My dad studied mushrooms. People used to send him slides of mushrooms they had photographed so he could identify them. They sent the slides in the mail. That is how people used to share images before the Internet. Before Slides and The Mail, people just kind of wondered about their mushrooms, and maybe made mental notes of random data such as whether anyone was observed to drop dead directly after eating them. I like mushrooms because they’re beautiful and/or interesting and I feel a family obligation to be an appreciator, but I don’t know their names like my dad did. I do like Shaggy Manes, with butter. My least favorite kind of mushroom is the kind that likes to eat my house.
I am mushroom-like in many ways, from my button head to the fact that I like to live in dampish places. I would be horrified to have to live somewhere hot and dry. If it’s no good for salamanders, I’m not going to like it either. Nevertheless there are drawbacks to living in a squishy climate.
Fungi have a whole kingdom to themselves (“Fungi”) and yet nevertheless have no compunction about waltzing over to your castle and eating it. You might not even know they’re doing it until your tower falls down. There were indications probably fifteen years ago in our own castle that there might be trouble in the struts, but thanks to my world-class ability to ignore difficult subjects, I was able to live a worry-free life just about up to the point a flower started growing out of my house. To my credit, I did consider that a “tell.” But that was after fifteen years of relative serenity, and you can’t put a price tag on that. Well, I couldn’t, until now. It costs ten thousand dollars.
Fungi can do a pretty expeditious job of hollowing out structures you might have been counting on. We saw a nice example of that up close and personal when one of our Adirondack chairs sprouted mushrooms along one side. It got spongey pretty quick. Still, the patio looks better with four Adirondack chairs than with just three, so out it stayed. You know those games where there’s a timer going and you’re trying not to be the one holding the bag when the buzzer goes off? We love that game. I might even have professed innocent horror when our guest finally caved in the chair, except that, if I were being honest, I’d been avoiding that chair for months.
This is how denial goes. House addition goes up in 1996. By 2000 or so, on the inside, there seems to be a crack in the timbers between the bedroom and the tower floors. A couple years later, one floor below, the baseboard separates from the wall and the wallboard looks dimply. Here’s what you do. You put it down to settling. Houses settle! You can’t expect things to stay pristine when houses are known to settle. I can look at something suspicious and say to myself: that looks suspicious. Followed by: I wonder if there are any cookies left. Followed by a stretch of peace of mind until I see the suspicious thing again. And repeat.
A few years later it looks like the clapboards on the outside of the house are warping a bit. That’s to be expected! They’re long and thin. Those are known qualities of warpable things.

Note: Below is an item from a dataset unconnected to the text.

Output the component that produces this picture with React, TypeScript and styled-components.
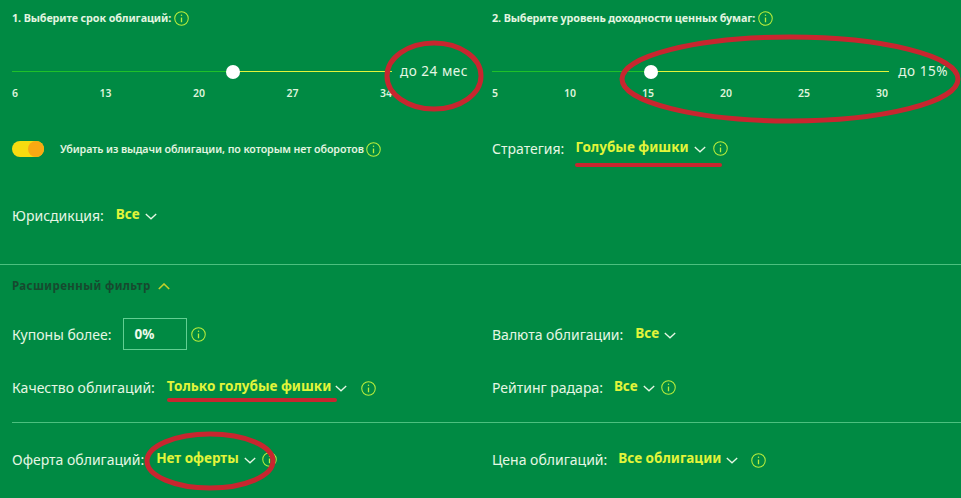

Yes, they’re warping mostly in a vertical plane corresponding to a long downspout, but that could just be happenstance, couldn’t it?
Then your friend points at it and says “You’ve got a water problem.” Right out loud and everything.
Then a plant grows out of the side of your house. Blooms, and everything.
The particular water problem being referenced is, in fact, that the water is inside the walls, rather than outside, where it was presumably engineered to be. In fact, during a good rainstorm, a person still struggling to maintain denial might be able to observe a particular patch of siding where water is gushing out. A spring, as it were, of life.
You really don’t want life in your walls. All the way indoors, or outdoors, that’s our motto. No intramural life.
The nice contractor man was not willing to predict a final tally. “We don’t know how bad it is until we get in there,” he murmured, thumbing through a BMW brochure.
This bad: top to bottom, rotten clear up to the tower and into it, not much holding up the house but force of habit and the spotless, untroubled mind of the eternal optimist. Breathe, have a cookie, and try not to be the one in the chair when it goes down. That’s what I say.